Dayang Sumbi paham betul ihwal horizon keterbatasan yang dimiliki Sangkuriang (dan eksistensialisme sang kuring). Justru kesadaran itu yang kemudian mengantarkannya kepada keyakinan yang bulat dan iman futuristis bahwa segala sesuatu haruslah berjalan selaras dengan hukum alam, tidak mungkin danau dan perahu dibuat semalaman walaupun yang membuatnya telah mencurahkan seluruh kekuatan dan bermodalkan cinta yang sempurna.

Alam telah memiliki hukumnya sendiri, Tuhan punya rencana yang sangat indah untuk membangun relasi yang harmonis antara makhluk-Nya tanpa dibedakan oleh jenis kelamin. Kemuliaan itu dalam teologi tidak dijangkarkan kepada gender , tapi kepada kerja nyata dan akhlak mulia.

Kalau kita renungkan, risalah kenabian secara substantif ada lah pesan pembebasan (liberasi), perubahan (transformasi), dan pencerahan (iluminasi). Dalam konteks ajaran Islam, misalnya, bagaimana posisi kaum hawa disetarakan dengan kaum adam yang memiliki hak dan kewajiban sama di hadapan Tuhan. Diskriminasi atas hubungan gender adalah pelanggaran hak asasi manusia.

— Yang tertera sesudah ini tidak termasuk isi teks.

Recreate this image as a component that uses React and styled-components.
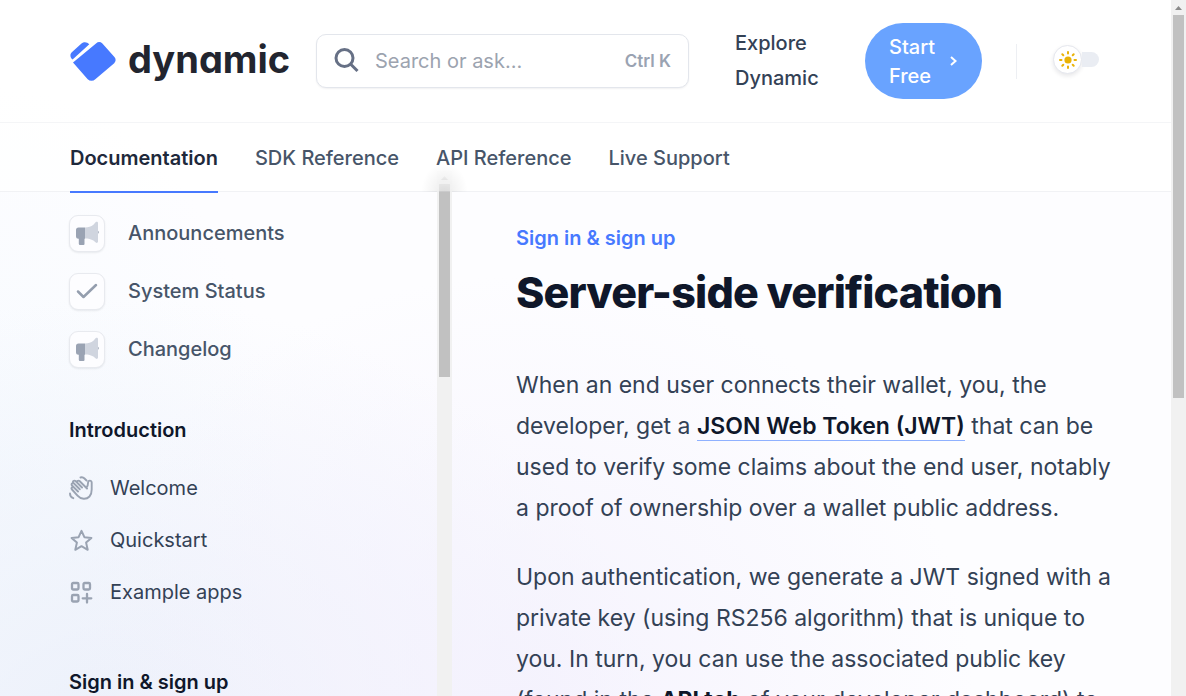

Semangat teologis seperti itulah sebenarnya yang digemakan Dayang Sumbi. Secara historis, itu disuarakan Raden Ajeng Kartini yang baru lahir 21 April 1879 di Kota Jepara, Jawa Tengah. Juga oleh Raden Ayu Lasminingrat dan Dewi Sartika. Bedanya, Dayang Sumbi dirumuskan dalam daya ungkap mistis-metaforis sehingga memungkinkan untuk ditafsirkan secara kreatif dan dikontekstualisasikan maknanya dengan semangat zaman hari ini.

Mitos sebagai alegori dari proses-proses fisik. Malinowski menggambarkan mitos yang ada di sebuah masyarakat bukan hanya suatu cerita lisan, apalagi dongeng tak berfaedah, melainkan suatu fakta dan kekuatan yang hidup.

Justru di sinilah kelebihan model riwayat Dayang Sumbi. Hikayat mistis-mitologis kekuatannya menantang kita untuk menumbuhkan penafsiran emansipatif. Penafsiran yang bisa menggerakkan relasi perempuan dan laki-laki dalam hubungan yang egaliter.